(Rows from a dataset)
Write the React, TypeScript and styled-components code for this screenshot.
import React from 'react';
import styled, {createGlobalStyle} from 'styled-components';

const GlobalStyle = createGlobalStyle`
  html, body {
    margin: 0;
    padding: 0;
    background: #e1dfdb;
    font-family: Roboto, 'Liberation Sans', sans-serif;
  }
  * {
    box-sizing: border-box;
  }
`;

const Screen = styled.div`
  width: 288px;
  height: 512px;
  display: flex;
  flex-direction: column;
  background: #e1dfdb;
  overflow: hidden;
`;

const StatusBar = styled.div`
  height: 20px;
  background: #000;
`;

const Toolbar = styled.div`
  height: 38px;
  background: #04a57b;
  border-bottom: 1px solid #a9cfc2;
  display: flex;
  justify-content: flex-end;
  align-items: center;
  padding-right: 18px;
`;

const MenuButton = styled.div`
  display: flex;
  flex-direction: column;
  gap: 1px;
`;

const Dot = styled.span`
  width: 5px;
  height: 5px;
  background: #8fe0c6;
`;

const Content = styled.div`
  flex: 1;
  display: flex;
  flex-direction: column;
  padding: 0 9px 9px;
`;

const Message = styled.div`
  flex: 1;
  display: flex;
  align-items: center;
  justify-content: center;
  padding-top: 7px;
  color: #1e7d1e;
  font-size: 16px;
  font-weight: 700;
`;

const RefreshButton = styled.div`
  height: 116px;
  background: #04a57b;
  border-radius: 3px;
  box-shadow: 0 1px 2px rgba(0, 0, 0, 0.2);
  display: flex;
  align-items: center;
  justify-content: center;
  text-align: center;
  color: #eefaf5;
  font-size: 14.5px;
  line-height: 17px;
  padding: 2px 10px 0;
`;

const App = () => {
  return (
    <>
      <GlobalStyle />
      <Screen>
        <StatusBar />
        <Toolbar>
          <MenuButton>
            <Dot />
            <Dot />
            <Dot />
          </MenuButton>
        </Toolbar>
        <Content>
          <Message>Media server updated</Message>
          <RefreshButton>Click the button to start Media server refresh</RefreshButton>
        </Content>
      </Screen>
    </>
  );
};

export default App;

==

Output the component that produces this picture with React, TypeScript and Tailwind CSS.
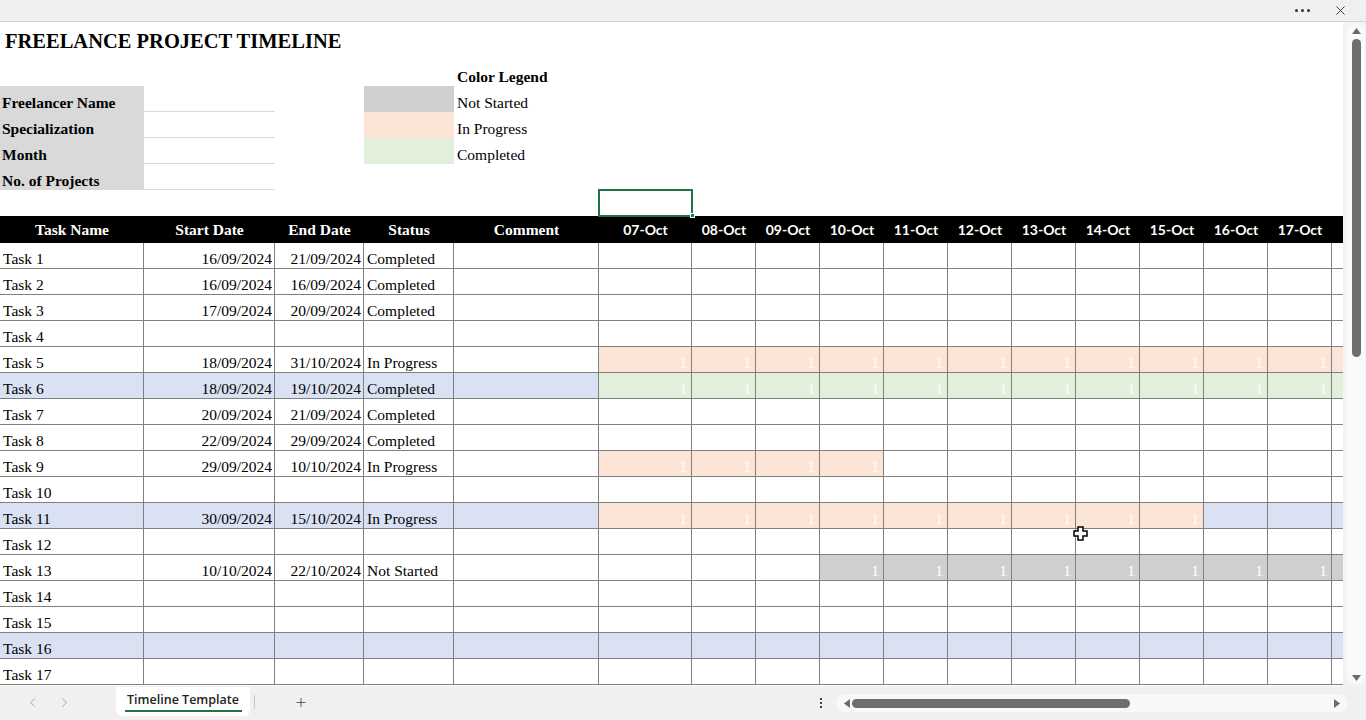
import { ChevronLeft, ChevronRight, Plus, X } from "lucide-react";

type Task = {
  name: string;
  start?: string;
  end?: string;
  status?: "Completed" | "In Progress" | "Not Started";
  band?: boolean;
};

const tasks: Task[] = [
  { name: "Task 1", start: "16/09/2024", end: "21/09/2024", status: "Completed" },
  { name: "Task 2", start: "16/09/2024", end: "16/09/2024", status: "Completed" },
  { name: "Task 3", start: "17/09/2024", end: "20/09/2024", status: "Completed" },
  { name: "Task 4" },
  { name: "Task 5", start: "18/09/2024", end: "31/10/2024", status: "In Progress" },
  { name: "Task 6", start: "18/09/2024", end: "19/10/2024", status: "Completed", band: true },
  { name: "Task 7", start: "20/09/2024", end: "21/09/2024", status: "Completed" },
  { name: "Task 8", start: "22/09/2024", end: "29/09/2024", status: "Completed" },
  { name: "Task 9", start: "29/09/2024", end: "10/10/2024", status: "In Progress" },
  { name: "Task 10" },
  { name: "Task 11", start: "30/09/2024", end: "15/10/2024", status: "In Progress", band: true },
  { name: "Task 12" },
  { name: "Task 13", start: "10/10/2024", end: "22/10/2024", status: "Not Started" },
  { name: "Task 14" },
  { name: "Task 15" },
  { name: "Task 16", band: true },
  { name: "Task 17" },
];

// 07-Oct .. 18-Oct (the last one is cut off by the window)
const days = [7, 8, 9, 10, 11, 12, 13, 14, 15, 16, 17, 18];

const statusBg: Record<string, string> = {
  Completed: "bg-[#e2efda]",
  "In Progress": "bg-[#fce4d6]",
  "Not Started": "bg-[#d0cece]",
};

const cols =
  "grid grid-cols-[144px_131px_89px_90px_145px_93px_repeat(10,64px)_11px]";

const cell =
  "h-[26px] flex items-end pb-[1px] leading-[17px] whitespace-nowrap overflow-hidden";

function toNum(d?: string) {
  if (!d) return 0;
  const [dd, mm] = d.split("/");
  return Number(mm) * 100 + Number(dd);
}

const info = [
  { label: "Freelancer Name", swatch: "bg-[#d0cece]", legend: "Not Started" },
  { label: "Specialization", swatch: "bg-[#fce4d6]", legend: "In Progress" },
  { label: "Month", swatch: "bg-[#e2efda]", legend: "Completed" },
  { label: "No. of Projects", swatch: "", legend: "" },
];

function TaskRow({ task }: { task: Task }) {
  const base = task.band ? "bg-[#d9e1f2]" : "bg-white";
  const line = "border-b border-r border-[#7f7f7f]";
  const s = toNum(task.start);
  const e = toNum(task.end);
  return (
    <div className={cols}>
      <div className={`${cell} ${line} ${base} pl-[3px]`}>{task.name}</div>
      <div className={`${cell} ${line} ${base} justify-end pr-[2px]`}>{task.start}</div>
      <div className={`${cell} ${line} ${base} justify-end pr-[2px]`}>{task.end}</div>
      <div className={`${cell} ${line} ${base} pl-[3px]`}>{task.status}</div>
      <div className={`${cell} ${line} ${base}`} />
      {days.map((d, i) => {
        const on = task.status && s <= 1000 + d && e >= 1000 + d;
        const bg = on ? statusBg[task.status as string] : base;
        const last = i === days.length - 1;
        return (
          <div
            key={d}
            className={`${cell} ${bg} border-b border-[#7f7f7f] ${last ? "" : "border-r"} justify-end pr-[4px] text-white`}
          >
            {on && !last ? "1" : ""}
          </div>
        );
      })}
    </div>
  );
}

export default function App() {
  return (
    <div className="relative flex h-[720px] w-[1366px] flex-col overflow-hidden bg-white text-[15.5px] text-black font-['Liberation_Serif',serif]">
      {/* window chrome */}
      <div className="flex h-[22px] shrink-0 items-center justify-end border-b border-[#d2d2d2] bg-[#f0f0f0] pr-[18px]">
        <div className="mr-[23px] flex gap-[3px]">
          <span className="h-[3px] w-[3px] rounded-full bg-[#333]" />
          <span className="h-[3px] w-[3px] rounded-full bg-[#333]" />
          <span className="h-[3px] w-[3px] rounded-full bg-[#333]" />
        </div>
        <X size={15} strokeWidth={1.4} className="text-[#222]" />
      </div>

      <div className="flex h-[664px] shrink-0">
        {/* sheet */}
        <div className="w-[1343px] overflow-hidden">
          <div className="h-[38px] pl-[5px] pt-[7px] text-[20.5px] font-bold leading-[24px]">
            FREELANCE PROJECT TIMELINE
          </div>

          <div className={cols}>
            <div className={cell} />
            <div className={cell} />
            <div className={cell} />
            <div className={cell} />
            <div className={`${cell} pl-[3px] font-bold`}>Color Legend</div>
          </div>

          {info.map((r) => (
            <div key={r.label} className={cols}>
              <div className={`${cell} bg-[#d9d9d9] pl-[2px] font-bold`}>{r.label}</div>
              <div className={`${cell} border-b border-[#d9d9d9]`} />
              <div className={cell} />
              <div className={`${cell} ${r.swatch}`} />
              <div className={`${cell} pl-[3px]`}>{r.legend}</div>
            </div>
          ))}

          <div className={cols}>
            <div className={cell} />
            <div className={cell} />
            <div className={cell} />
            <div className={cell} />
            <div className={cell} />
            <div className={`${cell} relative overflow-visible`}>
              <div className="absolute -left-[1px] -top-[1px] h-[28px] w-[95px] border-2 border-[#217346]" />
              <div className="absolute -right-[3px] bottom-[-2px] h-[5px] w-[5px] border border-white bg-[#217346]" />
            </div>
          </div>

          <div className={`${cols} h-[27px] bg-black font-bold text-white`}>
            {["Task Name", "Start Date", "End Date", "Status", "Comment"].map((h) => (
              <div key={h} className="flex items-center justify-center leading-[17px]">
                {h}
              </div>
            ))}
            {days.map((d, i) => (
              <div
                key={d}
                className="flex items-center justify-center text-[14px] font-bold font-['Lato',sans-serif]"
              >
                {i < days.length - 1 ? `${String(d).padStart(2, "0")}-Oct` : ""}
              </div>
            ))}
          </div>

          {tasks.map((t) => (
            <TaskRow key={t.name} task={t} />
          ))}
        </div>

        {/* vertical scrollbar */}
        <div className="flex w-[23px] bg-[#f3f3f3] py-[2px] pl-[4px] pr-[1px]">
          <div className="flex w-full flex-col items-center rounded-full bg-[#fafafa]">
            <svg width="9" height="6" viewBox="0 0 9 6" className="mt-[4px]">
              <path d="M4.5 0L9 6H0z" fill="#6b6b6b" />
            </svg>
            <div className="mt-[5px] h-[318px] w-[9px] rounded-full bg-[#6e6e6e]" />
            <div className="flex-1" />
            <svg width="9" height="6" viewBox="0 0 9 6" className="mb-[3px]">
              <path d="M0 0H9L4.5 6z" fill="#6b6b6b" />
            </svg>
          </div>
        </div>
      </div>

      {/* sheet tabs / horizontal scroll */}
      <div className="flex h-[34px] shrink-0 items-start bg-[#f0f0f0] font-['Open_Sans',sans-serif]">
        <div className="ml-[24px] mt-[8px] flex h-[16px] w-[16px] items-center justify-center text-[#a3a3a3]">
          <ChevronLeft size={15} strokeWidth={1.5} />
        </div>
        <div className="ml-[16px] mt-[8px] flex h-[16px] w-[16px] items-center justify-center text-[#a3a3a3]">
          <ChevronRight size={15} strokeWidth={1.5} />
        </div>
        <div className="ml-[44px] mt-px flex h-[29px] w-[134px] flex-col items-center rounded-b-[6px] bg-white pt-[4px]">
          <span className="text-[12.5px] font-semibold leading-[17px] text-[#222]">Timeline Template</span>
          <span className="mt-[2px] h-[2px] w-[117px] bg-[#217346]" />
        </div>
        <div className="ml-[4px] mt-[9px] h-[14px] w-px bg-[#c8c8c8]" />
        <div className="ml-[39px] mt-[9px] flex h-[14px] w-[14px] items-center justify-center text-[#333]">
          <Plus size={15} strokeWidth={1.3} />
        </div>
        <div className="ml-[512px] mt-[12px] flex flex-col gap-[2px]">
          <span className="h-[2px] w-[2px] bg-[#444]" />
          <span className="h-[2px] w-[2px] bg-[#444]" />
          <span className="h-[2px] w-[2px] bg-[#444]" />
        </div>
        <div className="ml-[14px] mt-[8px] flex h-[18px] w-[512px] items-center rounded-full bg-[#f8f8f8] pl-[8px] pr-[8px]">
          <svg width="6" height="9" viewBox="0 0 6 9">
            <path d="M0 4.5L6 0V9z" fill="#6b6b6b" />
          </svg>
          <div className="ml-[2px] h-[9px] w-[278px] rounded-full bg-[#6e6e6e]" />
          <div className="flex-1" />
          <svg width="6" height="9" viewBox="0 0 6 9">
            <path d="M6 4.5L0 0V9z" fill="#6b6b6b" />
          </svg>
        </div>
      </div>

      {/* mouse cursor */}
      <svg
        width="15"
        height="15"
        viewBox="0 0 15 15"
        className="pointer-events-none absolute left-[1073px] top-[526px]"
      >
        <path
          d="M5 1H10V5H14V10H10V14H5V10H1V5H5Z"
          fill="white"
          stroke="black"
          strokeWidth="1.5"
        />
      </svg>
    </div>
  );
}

TASK REQUIREMENTS
In the listing above, find the line containing "Output the component" and the line containing "ChevronRight, Plus, X", then output those two lines and everything between them exactly as written, without the images.

TASK OUTPUT
Output the component that produces this picture with React, TypeScript and Tailwind CSS.
import { ChevronLeft, ChevronRight, Plus, X } from "lucide-react";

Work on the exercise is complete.